-- WHAT TO WORK ON --
Give the data again exactly as written, skipping any pictures.
## begin SOURCE MATERIAL
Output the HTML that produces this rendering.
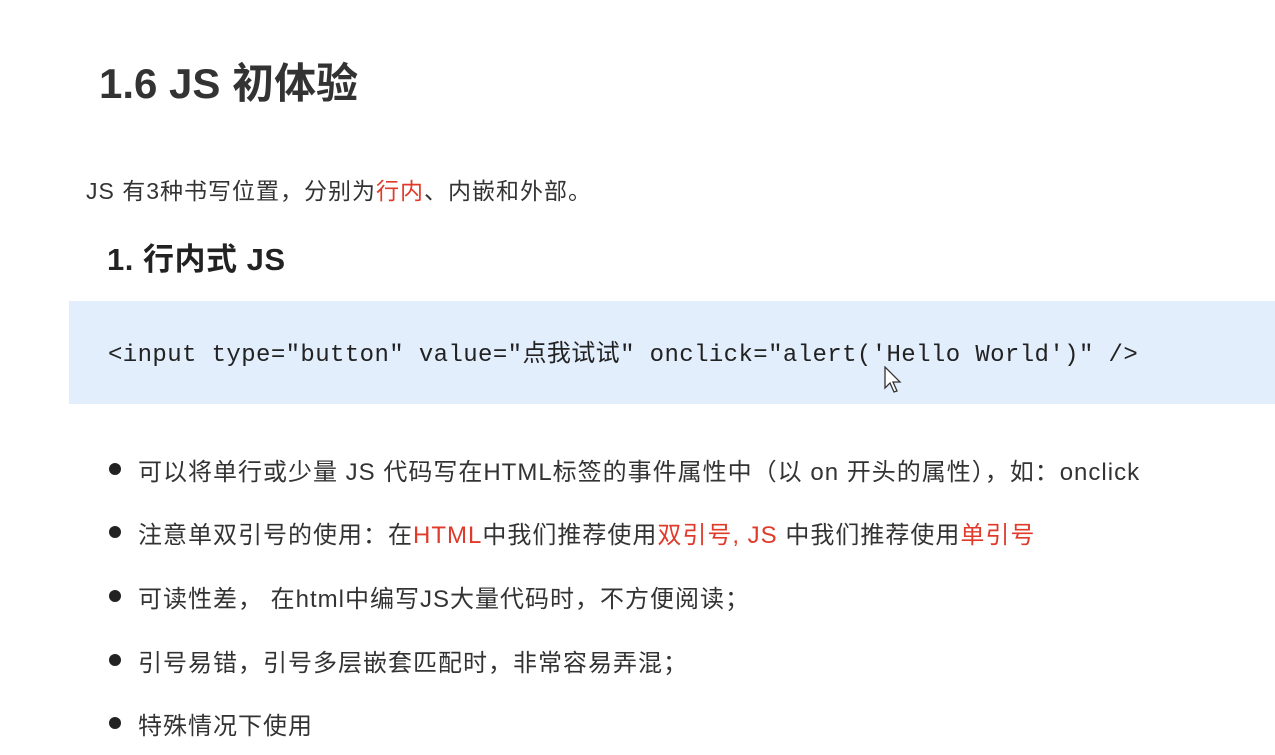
<!DOCTYPE html>
<html><head><meta charset="utf-8"><style>
body{margin:0;width:1275px;height:755px;background:#fff;overflow:hidden;position:relative;font-family:"Liberation Sans","Noto Sans CJK SC",sans-serif;color:#333}
.a{position:absolute;white-space:nowrap}
.r{color:#e03a2a}
h1{position:absolute;left:99px;top:50px;margin:0;font-size:42px;font-weight:bold;color:#333;letter-spacing:0}
h2{position:absolute;left:107px;top:234px;margin:0;font-size:31px;font-weight:bold;color:#222;letter-spacing:0.5px}
.code{position:absolute;left:69px;top:301px;width:1206px;height:103px;background:#e3eefc}
.code span{position:absolute;left:39px;top:32px;font-family:"Liberation Mono","Noto Sans CJK SC",monospace;font-size:24px;color:#222;white-space:nowrap;letter-spacing:0.4px}
.li{position:absolute;left:138px;font-size:24px;letter-spacing:1px;white-space:nowrap}
.li:before{content:"";position:absolute;left:-29px;top:11px;width:12px;height:12px;border-radius:50%;background:#222}
</style></head><body>
<h1>1.6 JS 初体验</h1>
<div class="a" style="left:86px;top:172px;font-size:23px;letter-spacing:1px">JS 有3种书写位置，分别为<span class="r">行内</span>、内嵌和外部。</div>
<h2>1. 行内式 JS</h2>
<div class="code"><span>&lt;input type="button" value="点我试试" onclick="alert('Hello World')" /&gt;</span></div>
<div class="li" style="top:452px">可以将单行或少量 JS 代码写在HTML标签的事件属性中（以 on 开头的属性），如：onclick</div>
<div class="li" style="top:515px">注意单双引号的使用：在<span class="r">HTML</span>中我们推荐使用<span class="r">双引号, JS</span> 中我们推荐使用<span class="r">单引号</span></div>
<div class="li" style="top:579px">可读性差， 在html中编写JS大量代码时，不方便阅读；</div>
<div class="li" style="top:643px">引号易错，引号多层嵌套匹配时，非常容易弄混；</div>
<div class="li" style="top:706px">特殊情况下使用</div>
<svg class="a" style="left:884px;top:366px" width="20" height="30" viewBox="0 0 20 30"><path d="M1 1 L1 22 L6 17 L10 26 L13 25 L9 16 L16 16 Z" fill="#fff" stroke="#333" stroke-width="1.3"/></svg>
</body></html>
## end SOURCE MATERIAL
-- CORRECT RESPONSE --
Output the HTML that produces this rendering.
<!DOCTYPE html>
<html><head><meta charset="utf-8"><style>
body{margin:0;width:1275px;height:755px;background:#fff;overflow:hidden;position:relative;font-family:"Liberation Sans","Noto Sans CJK SC",sans-serif;color:#333}
.a{position:absolute;white-space:nowrap}
.r{color:#e03a2a}
h1{position:absolute;left:99px;top:50px;margin:0;font-size:42px;font-weight:bold;color:#333;letter-spacing:0}
h2{position:absolute;left:107px;top:234px;margin:0;font-size:31px;font-weight:bold;color:#222;letter-spacing:0.5px}
.code{position:absolute;left:69px;top:301px;width:1206px;height:103px;background:#e3eefc}
.code span{position:absolute;left:39px;top:32px;font-family:"Liberation Mono","Noto Sans CJK SC",monospace;font-size:24px;color:#222;white-space:nowrap;letter-spacing:0.4px}
.li{position:absolute;left:138px;font-size:24px;letter-spacing:1px;white-space:nowrap}
.li:before{content:"";position:absolute;left:-29px;top:11px;width:12px;height:12px;border-radius:50%;background:#222}
</style></head><body>
<h1>1.6 JS 初体验</h1>
<div class="a" style="left:86px;top:172px;font-size:23px;letter-spacing:1px">JS 有3种书写位置，分别为<span class="r">行内</span>、内嵌和外部。</div>
<h2>1. 行内式 JS</h2>
<div class="code"><span>&lt;input type="button" value="点我试试" onclick="alert('Hello World')" /&gt;</span></div>
<div class="li" style="top:452px">可以将单行或少量 JS 代码写在HTML标签的事件属性中（以 on 开头的属性），如：onclick</div>
<div class="li" style="top:515px">注意单双引号的使用：在<span class="r">HTML</span>中我们推荐使用<span class="r">双引号, JS</span> 中我们推荐使用<span class="r">单引号</span></div>
<div class="li" style="top:579px">可读性差， 在html中编写JS大量代码时，不方便阅读；</div>
<div class="li" style="top:643px">引号易错，引号多层嵌套匹配时，非常容易弄混；</div>
<div class="li" style="top:706px">特殊情况下使用</div>
<svg class="a" style="left:884px;top:366px" width="20" height="30" viewBox="0 0 20 30"><path d="M1 1 L1 22 L6 17 L10 26 L13 25 L9 16 L16 16 Z" fill="#fff" stroke="#333" stroke-width="1.3"/></svg>
</body></html>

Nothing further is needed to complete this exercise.